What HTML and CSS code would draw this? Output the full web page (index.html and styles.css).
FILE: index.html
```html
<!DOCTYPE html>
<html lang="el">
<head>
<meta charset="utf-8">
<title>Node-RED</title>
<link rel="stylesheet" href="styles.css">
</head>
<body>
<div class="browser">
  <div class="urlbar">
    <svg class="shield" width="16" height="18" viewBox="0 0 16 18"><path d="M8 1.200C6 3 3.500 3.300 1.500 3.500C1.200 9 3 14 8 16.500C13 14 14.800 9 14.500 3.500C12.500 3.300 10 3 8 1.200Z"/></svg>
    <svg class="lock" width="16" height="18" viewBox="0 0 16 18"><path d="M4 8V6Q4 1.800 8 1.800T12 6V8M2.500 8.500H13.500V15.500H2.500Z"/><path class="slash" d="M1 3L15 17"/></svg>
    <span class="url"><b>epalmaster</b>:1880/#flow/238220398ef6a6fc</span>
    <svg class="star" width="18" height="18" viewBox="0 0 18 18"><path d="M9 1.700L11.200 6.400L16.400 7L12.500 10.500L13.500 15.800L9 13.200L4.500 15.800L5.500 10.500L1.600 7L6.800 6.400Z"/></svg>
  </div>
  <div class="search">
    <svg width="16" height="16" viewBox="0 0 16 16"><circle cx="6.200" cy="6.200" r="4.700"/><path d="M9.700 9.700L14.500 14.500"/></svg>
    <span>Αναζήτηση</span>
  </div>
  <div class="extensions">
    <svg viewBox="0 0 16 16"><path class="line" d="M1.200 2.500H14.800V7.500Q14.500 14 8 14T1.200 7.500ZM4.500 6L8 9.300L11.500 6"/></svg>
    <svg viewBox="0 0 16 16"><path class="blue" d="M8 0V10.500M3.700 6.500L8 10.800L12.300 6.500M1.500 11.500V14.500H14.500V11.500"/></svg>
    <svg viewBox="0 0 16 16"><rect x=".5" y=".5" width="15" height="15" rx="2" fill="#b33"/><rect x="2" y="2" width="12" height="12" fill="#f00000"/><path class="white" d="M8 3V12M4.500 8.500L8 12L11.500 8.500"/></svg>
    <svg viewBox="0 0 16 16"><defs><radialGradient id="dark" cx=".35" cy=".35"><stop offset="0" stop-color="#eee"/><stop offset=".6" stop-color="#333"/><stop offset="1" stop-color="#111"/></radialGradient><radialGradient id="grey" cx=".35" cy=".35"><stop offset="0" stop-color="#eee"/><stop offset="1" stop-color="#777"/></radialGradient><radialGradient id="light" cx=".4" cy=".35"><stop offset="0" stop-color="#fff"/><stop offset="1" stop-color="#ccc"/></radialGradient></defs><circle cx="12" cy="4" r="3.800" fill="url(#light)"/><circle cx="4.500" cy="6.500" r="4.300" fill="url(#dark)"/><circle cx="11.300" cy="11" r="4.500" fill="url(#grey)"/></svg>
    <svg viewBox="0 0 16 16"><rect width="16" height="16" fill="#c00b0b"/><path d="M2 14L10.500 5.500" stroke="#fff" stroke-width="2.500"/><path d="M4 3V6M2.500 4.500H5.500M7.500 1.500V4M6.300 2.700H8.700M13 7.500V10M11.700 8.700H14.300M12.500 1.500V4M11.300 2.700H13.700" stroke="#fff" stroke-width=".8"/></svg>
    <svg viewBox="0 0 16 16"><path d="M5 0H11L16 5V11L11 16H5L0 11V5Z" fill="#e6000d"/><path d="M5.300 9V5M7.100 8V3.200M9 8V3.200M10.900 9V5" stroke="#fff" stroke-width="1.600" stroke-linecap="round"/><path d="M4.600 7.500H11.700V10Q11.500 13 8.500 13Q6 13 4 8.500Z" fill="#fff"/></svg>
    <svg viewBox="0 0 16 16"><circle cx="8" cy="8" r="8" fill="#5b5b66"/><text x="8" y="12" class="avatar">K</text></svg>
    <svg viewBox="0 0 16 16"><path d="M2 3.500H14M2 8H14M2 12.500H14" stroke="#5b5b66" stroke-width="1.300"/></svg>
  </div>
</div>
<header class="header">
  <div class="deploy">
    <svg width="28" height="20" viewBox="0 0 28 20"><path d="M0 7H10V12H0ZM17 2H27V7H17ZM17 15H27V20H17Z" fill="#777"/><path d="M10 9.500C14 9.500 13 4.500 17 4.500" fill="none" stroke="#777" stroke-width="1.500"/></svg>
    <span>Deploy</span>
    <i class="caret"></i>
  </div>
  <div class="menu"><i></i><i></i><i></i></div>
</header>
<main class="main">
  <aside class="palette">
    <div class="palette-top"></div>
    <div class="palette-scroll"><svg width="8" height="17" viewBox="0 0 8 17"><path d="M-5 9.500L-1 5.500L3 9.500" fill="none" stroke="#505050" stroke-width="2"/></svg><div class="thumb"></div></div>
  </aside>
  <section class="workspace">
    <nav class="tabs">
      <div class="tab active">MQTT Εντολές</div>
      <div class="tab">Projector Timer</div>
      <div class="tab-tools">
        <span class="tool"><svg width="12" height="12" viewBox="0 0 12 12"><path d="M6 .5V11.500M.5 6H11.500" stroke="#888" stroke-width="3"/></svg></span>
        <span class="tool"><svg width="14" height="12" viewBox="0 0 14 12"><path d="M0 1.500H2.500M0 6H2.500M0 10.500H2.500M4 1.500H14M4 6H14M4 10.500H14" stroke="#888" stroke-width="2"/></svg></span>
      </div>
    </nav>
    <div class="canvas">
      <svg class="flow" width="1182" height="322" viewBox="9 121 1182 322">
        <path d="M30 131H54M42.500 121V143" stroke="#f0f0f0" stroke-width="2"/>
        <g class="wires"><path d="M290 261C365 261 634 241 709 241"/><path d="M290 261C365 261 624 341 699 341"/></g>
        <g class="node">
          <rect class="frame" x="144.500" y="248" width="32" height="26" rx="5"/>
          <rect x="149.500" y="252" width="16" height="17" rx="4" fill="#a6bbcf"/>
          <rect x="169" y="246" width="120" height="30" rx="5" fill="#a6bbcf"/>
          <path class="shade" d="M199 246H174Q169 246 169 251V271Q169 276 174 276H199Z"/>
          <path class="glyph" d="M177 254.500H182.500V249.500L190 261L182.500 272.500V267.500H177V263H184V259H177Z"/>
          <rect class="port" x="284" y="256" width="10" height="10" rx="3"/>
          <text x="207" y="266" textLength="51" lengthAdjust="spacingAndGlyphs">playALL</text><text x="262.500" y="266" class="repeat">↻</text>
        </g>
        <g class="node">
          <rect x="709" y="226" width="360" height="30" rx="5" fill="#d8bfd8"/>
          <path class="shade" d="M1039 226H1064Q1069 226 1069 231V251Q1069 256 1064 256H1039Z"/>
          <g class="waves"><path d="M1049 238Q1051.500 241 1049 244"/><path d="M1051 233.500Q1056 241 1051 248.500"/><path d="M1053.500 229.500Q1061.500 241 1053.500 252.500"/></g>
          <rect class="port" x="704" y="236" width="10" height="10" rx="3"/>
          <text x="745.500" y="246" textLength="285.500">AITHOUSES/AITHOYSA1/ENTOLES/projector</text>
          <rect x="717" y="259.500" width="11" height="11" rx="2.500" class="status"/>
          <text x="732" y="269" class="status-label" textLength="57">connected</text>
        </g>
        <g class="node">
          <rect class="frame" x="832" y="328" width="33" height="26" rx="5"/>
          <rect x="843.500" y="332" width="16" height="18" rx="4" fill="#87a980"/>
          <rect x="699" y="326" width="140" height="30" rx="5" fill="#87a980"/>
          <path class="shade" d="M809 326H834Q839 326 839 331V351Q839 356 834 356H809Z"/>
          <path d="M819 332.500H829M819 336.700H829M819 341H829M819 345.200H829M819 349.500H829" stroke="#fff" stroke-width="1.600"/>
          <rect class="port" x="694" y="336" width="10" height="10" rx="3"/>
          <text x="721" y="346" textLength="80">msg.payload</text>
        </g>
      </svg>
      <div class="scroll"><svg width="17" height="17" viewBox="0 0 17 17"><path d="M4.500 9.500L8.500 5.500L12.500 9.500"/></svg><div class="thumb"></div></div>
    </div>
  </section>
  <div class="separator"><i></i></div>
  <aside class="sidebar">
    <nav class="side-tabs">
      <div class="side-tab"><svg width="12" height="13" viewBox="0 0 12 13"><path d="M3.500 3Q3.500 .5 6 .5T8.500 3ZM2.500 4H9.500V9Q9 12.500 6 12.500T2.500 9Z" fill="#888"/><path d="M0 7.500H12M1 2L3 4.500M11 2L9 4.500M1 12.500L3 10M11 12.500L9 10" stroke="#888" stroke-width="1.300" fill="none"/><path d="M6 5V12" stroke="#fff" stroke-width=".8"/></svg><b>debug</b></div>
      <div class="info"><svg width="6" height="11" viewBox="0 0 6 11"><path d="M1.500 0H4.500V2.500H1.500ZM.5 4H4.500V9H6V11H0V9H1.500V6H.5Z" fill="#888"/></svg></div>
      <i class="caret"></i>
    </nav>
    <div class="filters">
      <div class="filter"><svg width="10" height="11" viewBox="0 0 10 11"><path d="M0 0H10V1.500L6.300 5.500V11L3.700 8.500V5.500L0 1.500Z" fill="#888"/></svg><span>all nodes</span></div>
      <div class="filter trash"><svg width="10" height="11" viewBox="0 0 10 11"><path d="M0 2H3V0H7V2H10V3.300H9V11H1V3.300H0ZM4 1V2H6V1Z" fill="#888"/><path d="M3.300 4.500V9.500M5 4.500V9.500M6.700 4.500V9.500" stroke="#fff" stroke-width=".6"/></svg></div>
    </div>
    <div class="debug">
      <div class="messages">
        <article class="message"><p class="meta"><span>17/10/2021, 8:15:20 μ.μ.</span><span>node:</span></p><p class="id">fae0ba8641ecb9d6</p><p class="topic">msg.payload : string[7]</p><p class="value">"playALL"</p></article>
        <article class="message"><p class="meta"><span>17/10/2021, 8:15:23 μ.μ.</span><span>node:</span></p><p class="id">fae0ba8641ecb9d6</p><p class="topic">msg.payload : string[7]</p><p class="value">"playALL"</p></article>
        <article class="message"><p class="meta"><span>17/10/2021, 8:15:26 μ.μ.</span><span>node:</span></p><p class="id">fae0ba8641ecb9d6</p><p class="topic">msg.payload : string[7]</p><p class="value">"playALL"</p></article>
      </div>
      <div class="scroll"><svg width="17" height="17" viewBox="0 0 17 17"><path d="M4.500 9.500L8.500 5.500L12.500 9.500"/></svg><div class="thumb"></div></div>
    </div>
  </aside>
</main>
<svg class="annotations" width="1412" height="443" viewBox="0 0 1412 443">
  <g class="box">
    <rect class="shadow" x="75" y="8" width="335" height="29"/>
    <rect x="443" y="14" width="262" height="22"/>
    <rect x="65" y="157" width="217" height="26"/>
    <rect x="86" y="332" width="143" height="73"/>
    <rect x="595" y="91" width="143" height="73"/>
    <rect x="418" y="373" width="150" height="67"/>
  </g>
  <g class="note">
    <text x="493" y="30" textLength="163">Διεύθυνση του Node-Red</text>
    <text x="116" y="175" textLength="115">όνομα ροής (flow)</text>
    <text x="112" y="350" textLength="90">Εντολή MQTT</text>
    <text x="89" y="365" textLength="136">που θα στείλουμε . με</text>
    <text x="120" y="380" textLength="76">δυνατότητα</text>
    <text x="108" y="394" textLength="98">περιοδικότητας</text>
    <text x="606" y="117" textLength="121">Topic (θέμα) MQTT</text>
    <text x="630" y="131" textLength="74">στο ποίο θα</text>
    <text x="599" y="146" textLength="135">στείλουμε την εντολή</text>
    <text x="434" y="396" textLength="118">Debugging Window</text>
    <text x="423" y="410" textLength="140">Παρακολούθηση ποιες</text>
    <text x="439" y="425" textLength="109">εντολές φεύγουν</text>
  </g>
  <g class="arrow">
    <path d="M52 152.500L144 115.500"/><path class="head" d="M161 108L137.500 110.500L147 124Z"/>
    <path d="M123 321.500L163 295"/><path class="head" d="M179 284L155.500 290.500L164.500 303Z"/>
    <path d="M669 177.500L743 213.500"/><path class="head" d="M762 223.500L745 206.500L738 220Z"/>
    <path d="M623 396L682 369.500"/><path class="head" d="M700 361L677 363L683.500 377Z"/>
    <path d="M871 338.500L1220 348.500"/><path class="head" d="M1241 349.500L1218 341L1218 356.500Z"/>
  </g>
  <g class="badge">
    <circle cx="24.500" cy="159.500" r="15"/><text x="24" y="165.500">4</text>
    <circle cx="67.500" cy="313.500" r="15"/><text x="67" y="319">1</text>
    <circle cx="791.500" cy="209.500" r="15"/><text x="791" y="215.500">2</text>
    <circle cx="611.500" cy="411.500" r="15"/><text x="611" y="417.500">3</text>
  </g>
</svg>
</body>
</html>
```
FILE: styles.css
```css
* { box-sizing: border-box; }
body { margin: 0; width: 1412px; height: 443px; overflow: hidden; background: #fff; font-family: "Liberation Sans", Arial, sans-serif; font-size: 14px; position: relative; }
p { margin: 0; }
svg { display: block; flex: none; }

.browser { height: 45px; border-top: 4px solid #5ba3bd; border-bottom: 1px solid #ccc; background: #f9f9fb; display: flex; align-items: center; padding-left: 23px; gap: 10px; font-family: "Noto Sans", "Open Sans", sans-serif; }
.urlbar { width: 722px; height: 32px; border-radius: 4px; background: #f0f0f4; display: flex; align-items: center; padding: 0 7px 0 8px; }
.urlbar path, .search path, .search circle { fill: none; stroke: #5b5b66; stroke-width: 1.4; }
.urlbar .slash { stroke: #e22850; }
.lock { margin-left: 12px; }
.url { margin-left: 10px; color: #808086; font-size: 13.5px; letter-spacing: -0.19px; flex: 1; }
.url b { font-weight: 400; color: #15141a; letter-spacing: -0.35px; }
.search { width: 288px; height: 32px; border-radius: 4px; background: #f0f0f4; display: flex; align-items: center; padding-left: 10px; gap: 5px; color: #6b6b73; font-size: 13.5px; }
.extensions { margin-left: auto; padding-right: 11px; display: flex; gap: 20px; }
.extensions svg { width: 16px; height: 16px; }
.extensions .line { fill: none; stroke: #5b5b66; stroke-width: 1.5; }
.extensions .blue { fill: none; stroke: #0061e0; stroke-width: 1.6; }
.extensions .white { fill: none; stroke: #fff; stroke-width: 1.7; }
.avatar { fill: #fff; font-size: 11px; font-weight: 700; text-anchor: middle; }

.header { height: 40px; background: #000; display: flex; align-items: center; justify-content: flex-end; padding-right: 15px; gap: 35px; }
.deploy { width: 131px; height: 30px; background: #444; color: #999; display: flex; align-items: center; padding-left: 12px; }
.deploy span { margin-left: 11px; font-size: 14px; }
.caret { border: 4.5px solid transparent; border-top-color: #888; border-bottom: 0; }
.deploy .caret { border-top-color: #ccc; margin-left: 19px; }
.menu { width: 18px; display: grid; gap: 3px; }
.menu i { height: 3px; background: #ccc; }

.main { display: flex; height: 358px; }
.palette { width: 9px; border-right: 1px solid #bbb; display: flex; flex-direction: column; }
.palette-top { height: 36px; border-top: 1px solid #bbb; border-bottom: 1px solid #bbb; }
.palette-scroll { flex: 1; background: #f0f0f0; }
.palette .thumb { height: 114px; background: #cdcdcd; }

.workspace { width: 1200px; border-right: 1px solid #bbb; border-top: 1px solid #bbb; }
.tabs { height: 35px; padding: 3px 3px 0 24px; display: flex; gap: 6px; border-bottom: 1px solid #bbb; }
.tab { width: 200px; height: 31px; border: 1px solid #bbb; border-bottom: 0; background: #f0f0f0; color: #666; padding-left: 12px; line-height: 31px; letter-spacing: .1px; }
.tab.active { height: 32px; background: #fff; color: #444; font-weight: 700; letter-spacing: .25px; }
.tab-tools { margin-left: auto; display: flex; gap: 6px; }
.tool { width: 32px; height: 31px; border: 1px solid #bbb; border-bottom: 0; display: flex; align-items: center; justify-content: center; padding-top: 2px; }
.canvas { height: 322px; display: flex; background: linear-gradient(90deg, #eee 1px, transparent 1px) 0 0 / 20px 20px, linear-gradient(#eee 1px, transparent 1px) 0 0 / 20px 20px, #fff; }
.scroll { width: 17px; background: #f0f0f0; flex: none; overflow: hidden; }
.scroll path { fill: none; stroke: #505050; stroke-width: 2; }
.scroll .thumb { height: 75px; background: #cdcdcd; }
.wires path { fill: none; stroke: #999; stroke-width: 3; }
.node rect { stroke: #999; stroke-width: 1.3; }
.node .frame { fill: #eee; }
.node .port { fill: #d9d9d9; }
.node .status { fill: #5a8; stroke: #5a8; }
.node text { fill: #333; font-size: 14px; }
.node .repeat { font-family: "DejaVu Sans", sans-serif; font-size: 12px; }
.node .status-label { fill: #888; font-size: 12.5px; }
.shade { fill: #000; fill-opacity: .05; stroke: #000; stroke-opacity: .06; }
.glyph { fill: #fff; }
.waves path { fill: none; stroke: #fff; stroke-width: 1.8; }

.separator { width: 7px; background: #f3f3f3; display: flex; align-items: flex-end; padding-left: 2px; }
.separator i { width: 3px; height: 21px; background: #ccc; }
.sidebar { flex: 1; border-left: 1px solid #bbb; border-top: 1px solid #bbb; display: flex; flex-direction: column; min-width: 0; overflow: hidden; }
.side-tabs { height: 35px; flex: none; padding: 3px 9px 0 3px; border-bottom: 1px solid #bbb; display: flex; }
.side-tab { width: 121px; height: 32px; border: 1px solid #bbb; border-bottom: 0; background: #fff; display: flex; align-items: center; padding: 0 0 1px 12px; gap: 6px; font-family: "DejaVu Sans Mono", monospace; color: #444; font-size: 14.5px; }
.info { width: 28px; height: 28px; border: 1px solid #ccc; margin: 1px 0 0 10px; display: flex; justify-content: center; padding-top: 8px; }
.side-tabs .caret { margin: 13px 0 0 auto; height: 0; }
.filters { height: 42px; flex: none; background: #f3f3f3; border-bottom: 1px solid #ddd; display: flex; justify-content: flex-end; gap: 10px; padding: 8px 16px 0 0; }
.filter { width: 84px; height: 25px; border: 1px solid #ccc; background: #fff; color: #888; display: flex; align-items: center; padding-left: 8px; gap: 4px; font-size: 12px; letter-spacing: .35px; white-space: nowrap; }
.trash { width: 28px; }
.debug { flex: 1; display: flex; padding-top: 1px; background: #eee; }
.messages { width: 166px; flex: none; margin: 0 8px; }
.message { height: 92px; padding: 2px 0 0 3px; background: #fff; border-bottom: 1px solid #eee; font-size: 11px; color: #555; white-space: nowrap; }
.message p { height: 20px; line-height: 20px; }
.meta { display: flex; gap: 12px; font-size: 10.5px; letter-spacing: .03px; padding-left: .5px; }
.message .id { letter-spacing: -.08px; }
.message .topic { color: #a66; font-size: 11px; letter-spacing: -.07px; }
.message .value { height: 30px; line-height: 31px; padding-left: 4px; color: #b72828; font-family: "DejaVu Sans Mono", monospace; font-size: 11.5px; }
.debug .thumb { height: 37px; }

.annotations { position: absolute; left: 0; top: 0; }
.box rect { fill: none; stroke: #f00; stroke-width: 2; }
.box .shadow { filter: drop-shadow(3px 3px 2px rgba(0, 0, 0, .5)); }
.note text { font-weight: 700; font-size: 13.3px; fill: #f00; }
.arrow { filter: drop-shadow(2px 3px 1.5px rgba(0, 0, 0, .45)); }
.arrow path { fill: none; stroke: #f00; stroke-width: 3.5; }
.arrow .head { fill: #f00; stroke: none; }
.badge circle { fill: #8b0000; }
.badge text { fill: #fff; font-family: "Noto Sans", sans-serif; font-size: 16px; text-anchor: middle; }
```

──────

- SHORT EXERCISE
Of the lines above, copy each that contains "styles".

- TASK RESULT
What HTML and CSS code would draw this? Output the full web page (index.html and styles.css).
<link rel="stylesheet" href="styles.css">
FILE: styles.css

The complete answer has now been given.